Константин Леонтьев - страница 37



.

В первые восемь месяцев своей службы в Еникале Леонтьев ничего не писал. На это не было времени – он старался сделать из себя настоящего врача, в том числе, и для того, чтобы потом кормить себя и мать частной практикой. Заниматься литературой было невозможно и с нравственной точки зрения – «совесть не позволяла мне тут заниматься ею; при виде стольких терпеливых страдальцев, порученных мне судьбою, я желал одного: делать как можно меньше ошибок в диагностике и лечении»[86]. Да и писать о крымской жизни он еще не мог – мало знал ее, писать же о своей оставленной в Москве любви было слишком больно… Его писание в Еникале ограничивалось врачебными назначениями «в билеты» и многочисленными письмами. Он писал Тургеневу и Краевскому – чтобы выяснить судьбу отосланных в редакции очерка и повести. Он писал горбатой тетушке – чтобы не волновалась за своего Костиньку. И, конечно, он писал своему «дружку» – Феодосии Петровне, которая даже хотела навестить сына весной 1855 года, посмотреть на военное житье-бытье, а возможно и остаться у него до окончания его службы («Вы, насколько я вас знаю, предпочтете гром пушек долговременной разлуке»[87], – писал ей сын).

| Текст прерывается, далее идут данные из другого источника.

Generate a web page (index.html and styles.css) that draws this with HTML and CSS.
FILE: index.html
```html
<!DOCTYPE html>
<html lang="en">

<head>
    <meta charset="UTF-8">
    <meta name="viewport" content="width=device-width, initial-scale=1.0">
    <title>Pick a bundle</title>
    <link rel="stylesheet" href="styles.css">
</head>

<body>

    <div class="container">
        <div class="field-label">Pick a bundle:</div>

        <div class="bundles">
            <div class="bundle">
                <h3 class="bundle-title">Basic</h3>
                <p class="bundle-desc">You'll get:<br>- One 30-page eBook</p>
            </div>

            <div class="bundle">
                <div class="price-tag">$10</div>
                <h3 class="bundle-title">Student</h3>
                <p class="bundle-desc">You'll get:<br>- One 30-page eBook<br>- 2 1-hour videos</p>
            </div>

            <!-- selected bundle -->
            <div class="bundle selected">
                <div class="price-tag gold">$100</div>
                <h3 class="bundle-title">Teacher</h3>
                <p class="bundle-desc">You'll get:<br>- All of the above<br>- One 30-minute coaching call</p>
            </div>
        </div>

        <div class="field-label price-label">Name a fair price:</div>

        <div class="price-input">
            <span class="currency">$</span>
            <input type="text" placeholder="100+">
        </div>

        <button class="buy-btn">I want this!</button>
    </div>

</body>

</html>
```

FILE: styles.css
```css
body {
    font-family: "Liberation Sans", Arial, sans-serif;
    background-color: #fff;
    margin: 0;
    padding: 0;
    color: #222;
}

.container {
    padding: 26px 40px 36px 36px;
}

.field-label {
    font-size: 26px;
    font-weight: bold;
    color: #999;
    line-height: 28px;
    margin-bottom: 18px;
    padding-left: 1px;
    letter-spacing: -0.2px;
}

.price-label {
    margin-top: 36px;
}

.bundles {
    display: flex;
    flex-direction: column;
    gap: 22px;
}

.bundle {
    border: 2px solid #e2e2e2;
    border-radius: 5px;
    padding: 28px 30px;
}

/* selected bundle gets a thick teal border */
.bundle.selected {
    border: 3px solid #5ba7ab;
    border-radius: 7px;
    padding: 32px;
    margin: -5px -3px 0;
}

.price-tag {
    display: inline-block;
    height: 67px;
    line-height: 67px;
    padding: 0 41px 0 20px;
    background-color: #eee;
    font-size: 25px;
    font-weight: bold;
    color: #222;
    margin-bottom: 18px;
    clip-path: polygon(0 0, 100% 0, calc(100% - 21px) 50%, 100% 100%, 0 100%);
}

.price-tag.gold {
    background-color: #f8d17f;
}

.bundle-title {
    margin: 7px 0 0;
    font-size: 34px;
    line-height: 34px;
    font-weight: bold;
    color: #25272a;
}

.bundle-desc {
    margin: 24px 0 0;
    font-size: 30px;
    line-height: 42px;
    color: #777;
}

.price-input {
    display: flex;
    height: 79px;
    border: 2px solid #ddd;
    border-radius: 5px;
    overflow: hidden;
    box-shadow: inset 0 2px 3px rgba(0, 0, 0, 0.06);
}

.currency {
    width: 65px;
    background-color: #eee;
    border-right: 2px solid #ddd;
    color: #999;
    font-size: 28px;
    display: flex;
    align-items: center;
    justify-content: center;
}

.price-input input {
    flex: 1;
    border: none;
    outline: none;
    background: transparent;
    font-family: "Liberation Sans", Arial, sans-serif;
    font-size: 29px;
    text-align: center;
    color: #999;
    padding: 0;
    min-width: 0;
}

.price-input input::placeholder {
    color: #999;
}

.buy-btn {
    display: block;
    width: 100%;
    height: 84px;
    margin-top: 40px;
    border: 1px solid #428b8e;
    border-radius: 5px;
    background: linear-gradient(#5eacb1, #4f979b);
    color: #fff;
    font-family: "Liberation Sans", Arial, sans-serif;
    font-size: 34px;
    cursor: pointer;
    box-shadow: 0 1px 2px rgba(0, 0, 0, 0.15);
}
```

Письма к Феодосии Петровне частично сохранились. Читать их интересно – ведь и мать у Леонтьева была незаурядной; сын описывал ей не только свой быт, но делился мыслями и планами на будущее. Из писем Леонтьева встает образ женщины не только умной, но властной и строгой. Не случайно у сына появляются заискивающие интонации, когда он просит о каких-то поблажках – и не для себя! – для старой тетушки Катерины Ивановны: «не можете ли вы вообразить, что я все еще в университете и что вы мне даете 10 руб. в месяц; отдайте их тетушке на покупку в Москве минеральных вод, которые ей советовал через меня пить Ротрофи[88]… На всякий случай приложу записку к Ротрофи с просьбой выслать эти воды, в случае вашего согласия на это доброе дело. Я убежден, что они облегчат ее много, и так как с ее стороны вы не видали неблагодарности, то и надеюсь, что вы на это изъявите согласие»[89].

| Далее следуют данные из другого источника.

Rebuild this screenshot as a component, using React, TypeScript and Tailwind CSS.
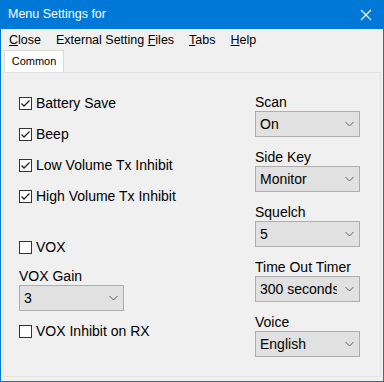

В описаниях Леонтьевым своей крымской жизни есть разница: в своих воспоминаниях он рисут эти годы как вольные, спокойные и по-своему счастливые: «Так было сладко на душе. Здоровье было прекрасно; на душе бодро и светло от сознания исполняемого, по мере умения, долга; страна вовсе новая, полудикая, живописная, на Москву и Калугу ничуть не похожая…»[90]. А в письмах к матери тональность иная: с одной стороны, он успокаивал ее, говорил, что выздоровел, чувствует себя хорошо, несмотря на занятость по службе, с другой – немного кокетничал и жаловался; писал, например: «А со мной что будет, то будет… Невозможно предполагать, чтобы вся жизнь была из одного труда да неудач. Бог даст, и выйдет что-нибудь»[91]. Или говорил, что согласился бы даже быть раненым (и прибавляет – вполне по-леонтьевски! – «даже в лицо, но не слишком уродливо»), лишь бы пожить несколько лет по-своему, независимо.

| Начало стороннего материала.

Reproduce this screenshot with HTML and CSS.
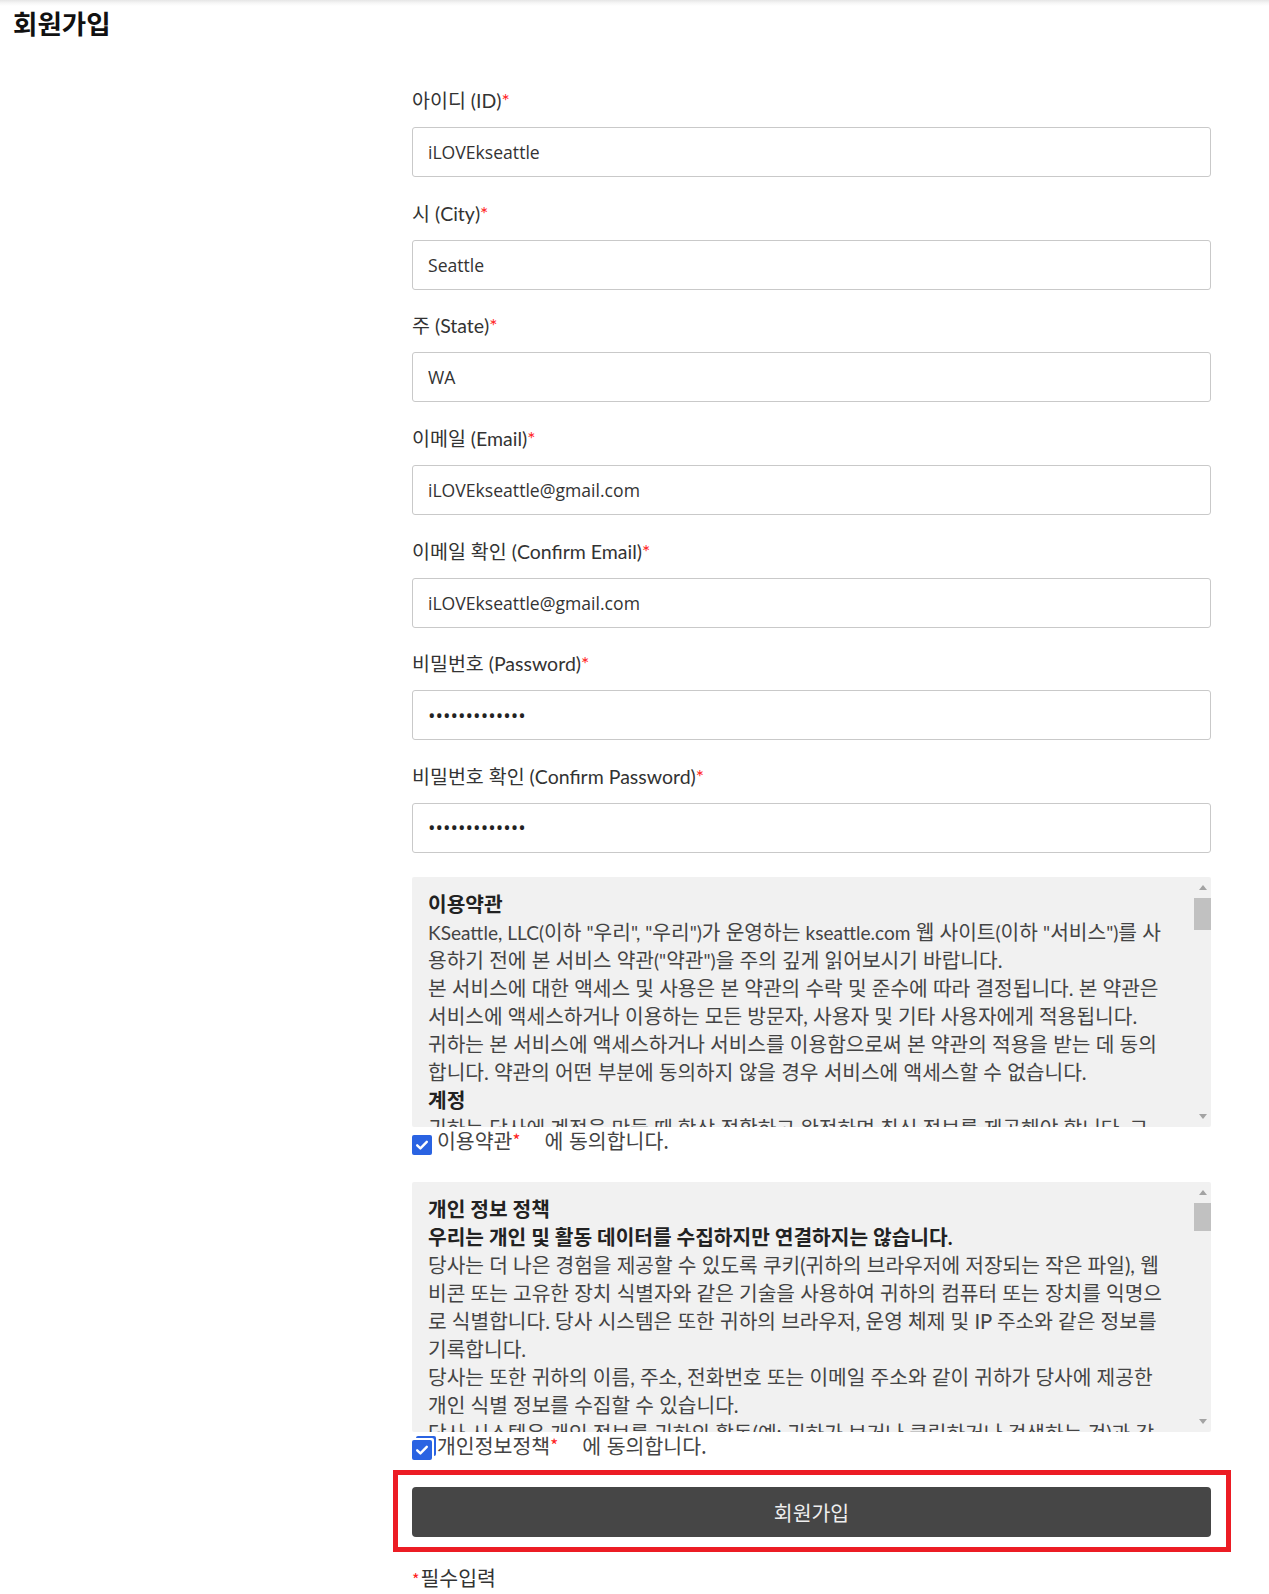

Независимость, судя по всему, имелась в виду денежная: хотелось купить лошадь, хотелось ездить в Керчь по своему желанию, хотелось обустроить ветшающее Кудиново, хотелось ссудить деньгами старую тетушку, чтобы могла пить минеральную воду без оглядки и не зависела от настроения Феодосии Петровны, хотелось выписывать интересные книги, хотелось замшевых перчаток от Дарзанса, хотелось многого… «Будь у меня деньги, хоть 500 руб. сер. в год своих, я бы многим, многим воспользовался!»